The NBA data in the HANA database
Once I accepted it as a given that the HANA database was being used on the site, I wanted to explore other interesting aspects of the HANA usage. For example, I was curious as to how the sporting data was being analyzed in the database.
I found an intriguing clue:
So how does this all work? The stats database is built on top of the official NBA play-by-play data that is tracked courtside during every game — this includes every point, rebound, assist, steal, block, turnover, missed shot, foul and substitution, the point in the game when each one these events occurred and which players were on the floor when it happened. [SOURCE]
Here is what NBA play-by-play data looks like:
This is the data that is available on the NBA stats site. The actual data used to populate the database might be even richer in details.

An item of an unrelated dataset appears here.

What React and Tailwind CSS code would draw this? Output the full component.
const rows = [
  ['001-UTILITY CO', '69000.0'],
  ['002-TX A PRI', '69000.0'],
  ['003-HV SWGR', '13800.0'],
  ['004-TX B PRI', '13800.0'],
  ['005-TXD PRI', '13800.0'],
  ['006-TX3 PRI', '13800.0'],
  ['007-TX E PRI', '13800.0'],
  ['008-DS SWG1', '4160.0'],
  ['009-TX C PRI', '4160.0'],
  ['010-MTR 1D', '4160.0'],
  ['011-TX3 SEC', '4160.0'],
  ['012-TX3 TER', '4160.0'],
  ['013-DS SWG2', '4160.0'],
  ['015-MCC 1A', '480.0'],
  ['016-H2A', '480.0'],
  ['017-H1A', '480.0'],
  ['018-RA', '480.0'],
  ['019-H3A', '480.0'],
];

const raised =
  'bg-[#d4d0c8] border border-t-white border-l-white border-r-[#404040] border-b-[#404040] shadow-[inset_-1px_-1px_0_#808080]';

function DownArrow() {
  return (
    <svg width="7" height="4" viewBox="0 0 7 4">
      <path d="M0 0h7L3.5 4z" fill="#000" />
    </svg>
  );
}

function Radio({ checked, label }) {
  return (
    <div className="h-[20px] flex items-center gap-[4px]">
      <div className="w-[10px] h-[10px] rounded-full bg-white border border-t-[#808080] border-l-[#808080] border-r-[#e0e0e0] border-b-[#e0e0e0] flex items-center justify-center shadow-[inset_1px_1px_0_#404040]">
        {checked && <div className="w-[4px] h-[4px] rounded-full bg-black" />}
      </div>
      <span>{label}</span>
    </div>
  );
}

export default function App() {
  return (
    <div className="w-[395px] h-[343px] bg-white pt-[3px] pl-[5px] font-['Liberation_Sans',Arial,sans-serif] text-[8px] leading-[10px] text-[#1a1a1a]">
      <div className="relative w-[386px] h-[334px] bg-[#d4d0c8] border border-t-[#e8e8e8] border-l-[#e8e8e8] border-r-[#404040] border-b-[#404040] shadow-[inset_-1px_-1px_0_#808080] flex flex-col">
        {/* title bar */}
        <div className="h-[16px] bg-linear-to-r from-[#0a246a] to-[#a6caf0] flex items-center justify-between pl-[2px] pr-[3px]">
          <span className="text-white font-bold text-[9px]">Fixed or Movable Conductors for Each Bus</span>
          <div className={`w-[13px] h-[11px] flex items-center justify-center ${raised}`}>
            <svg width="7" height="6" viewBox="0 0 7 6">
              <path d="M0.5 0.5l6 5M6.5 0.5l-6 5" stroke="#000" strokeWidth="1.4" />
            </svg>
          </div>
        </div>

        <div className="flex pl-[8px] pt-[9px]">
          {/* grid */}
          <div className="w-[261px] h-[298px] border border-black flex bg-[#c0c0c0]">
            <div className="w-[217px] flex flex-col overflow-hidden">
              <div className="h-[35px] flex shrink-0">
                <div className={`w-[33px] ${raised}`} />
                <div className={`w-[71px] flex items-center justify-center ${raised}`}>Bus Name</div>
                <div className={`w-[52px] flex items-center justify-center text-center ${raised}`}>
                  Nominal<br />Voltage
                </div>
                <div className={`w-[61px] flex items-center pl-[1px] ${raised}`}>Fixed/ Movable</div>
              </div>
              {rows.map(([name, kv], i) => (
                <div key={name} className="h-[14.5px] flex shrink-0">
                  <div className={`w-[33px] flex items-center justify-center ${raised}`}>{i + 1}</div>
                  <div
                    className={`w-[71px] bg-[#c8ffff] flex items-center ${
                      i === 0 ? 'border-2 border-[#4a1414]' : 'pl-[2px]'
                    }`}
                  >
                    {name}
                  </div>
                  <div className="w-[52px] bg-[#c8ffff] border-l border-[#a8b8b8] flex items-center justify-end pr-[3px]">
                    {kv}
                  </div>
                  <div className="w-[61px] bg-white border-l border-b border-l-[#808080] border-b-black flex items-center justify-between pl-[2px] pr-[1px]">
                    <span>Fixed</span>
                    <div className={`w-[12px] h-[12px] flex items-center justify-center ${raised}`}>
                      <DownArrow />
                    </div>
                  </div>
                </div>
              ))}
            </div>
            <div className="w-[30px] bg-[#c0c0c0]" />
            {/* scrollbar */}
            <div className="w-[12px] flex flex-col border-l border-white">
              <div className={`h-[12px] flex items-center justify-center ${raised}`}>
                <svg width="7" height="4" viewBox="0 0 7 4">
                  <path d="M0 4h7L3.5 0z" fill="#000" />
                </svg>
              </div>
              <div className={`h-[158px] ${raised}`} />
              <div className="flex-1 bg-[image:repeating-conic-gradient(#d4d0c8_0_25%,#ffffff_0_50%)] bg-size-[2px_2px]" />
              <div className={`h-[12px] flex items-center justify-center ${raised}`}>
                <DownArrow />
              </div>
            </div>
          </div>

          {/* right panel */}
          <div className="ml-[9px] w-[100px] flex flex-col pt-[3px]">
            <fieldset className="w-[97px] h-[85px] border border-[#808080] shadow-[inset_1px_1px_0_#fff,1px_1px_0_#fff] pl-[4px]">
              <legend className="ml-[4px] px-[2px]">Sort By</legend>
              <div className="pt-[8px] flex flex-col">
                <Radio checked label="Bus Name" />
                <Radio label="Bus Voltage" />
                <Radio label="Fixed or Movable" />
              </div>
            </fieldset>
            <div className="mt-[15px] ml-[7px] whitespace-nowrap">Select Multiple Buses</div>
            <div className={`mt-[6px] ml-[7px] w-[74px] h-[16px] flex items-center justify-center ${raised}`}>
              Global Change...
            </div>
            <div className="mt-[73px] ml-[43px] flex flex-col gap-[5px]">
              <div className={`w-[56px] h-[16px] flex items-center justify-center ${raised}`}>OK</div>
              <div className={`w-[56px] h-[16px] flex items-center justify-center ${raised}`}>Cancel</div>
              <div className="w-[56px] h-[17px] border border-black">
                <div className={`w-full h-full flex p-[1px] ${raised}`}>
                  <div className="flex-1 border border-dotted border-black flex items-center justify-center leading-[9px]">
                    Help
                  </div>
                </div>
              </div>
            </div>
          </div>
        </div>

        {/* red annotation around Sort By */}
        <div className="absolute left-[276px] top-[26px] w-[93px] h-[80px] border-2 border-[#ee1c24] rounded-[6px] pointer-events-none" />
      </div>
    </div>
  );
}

This description of using play-by-play data rang a bell and reminded me of a recent SCN blog about a similar app for the NFL called “SAP NFL Media Center Analytics”

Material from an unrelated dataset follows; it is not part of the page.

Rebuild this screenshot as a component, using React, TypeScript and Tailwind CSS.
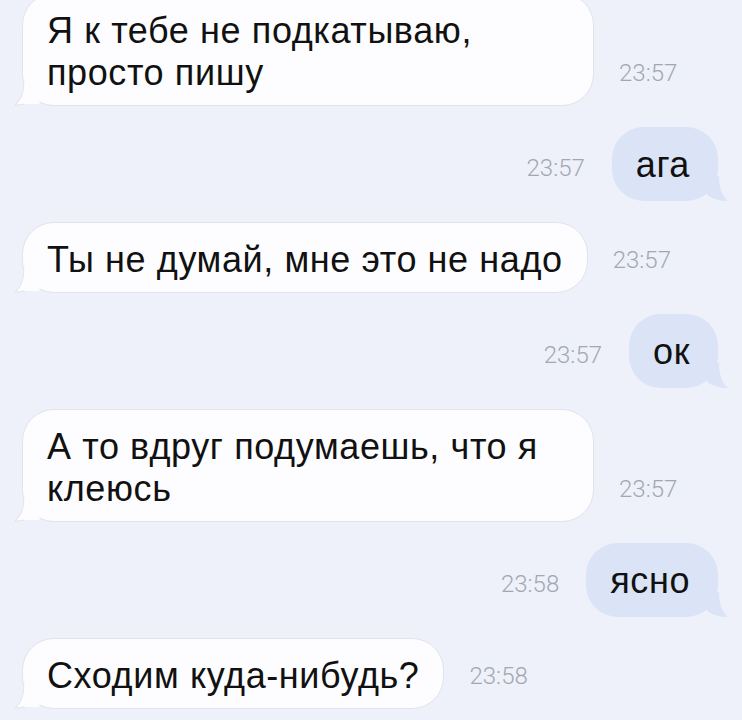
import React from "react"

type Msg = { out: boolean; text: string; time: string }

const messages: Msg[] = [
  { out: false, text: "Я к тебе не подкатываю, просто пишу", time: "23:57" },
  { out: true, text: "ага", time: "23:57" },
  { out: false, text: "Ты не думай, мне это не надо", time: "23:57" },
  { out: true, text: "ок", time: "23:57" },
  { out: false, text: "А то вдруг подумаешь, что я клеюсь", time: "23:57" },
  { out: true, text: "ясно", time: "23:58" },
  { out: false, text: "Сходим куда-нибудь?", time: "23:58" },
]

function Time({ value }: { value: string }) {
  return (
    <span className="mb-[21px] shrink-0 text-[24px] leading-[24px] font-light text-[#a3a7b2] [font-family:Roboto,'Liberation_Sans',sans-serif]">
      {value}
    </span>
  )
}

function InTail() {
  return (
    <svg className="absolute bottom-[-1px] left-[-9px]" width="26" height="26" viewBox="0 0 26 26">
      <path d="M10 0 C10 12 7 20 1 25 C9 25 16 23 22 19 L22 0 Z" fill="#fdfdff" stroke="#e2e4ec" strokeWidth="1" />
      <rect x="10.5" y="0" width="15" height="24" fill="#fdfdff" />
    </svg>
  )
}

function OutTail() {
  return (
    <svg className="absolute bottom-[-1px] right-[-11px]" width="26" height="26" viewBox="0 0 26 26">
      <path d="M16 0 C16 12 19 20 25 25 C17 25 10 23 4 19 L4 0 Z" fill="#dae4f6" />
    </svg>
  )
}

export default function App() {
  return (
    <div className="min-h-[720px] w-[742px] overflow-hidden bg-[#eef0fa] [font-family:'Liberation_Sans',Arial,sans-serif]">
      <div className="mt-[-7px] flex flex-col gap-[21px] pl-[22px] pr-[24px]">
        {messages.map((m, i) =>
          m.out ? (
            <div key={i} className="flex items-end justify-end gap-[27px]">
              <Time value={m.time} />
              <div className="relative rounded-[32px] bg-[#dae4f6] pt-[17px] pb-[15px] pl-[24px] pr-[28px] text-[36px] leading-[42px] tracking-[0.6px] text-[#111]">
                <OutTail />
                <span className="relative">{m.text}</span>
              </div>
            </div>
          ) : (
            <div key={i} className="flex items-end gap-[25px]">
              <div className="relative max-w-[572px] rounded-[32px] border border-[#e2e4ec] bg-[#fdfdff] pt-[16px] pb-[11px] pl-[24px] pr-[24px] text-[36px] leading-[42px] tracking-[0.6px] text-[#111]">
                <InTail />
                <span className="relative">{m.text}</span>
              </div>
              <Time value={m.time} />
            </div>
          )
        )}
      </div>
    </div>
  )
}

The NFL provided data in the form of playbooks that we used as a basis to create a play-by-play dataset. The playbooks are pretty much a verbal description of each game, which we analyzed and parsed into a fully defined, detailed dataset.
For the showcase historical data has been used. The original concept included real-time data from the Super Bowl. But since the application was mainly used in the media center in the week leading up to the game, this feature was not implemented. [SOURCE]
Thus, it appeared that both apps used what I might call non-traditional data sources.
How might this data populate the HANA database? A recent blog on HANA text analysis gives a possible explanation:
But from my perspective, one of the coolest new features in SPS05 is Text Analysis. The main goal of this new feature is to extract meaningful information from texts. In other words, companies can now process big volumes of data sources and extract meaningful information without having to read every single sentence. Now, what is meaningful information? The extraction process will identify the “who”, “what”, “where”, “when” and “how much” (among other things) from unstructured data and this way will enable you to enrich your structure data.
Now, I don’t know if this text analysis technology is really used on the NBA site but the visible bread crumbs lead us in this direction.
The shots I took looking for concrete evidence about HANA usage on the NBA site were all blocked. The shot I took that was based on an unhealthy assumption is still up in the air – I don’t know if it will be a swish or whether I have missed the backboard completely. The most important to remember is that a blocked shot doesn’t mean the end of the game – it means you need a new strategy to get past your opponent. Although some might consider a detailed analysis of press articles a waste of time, it is only when you combine the puzzle pieces from various sources that a picture often appears.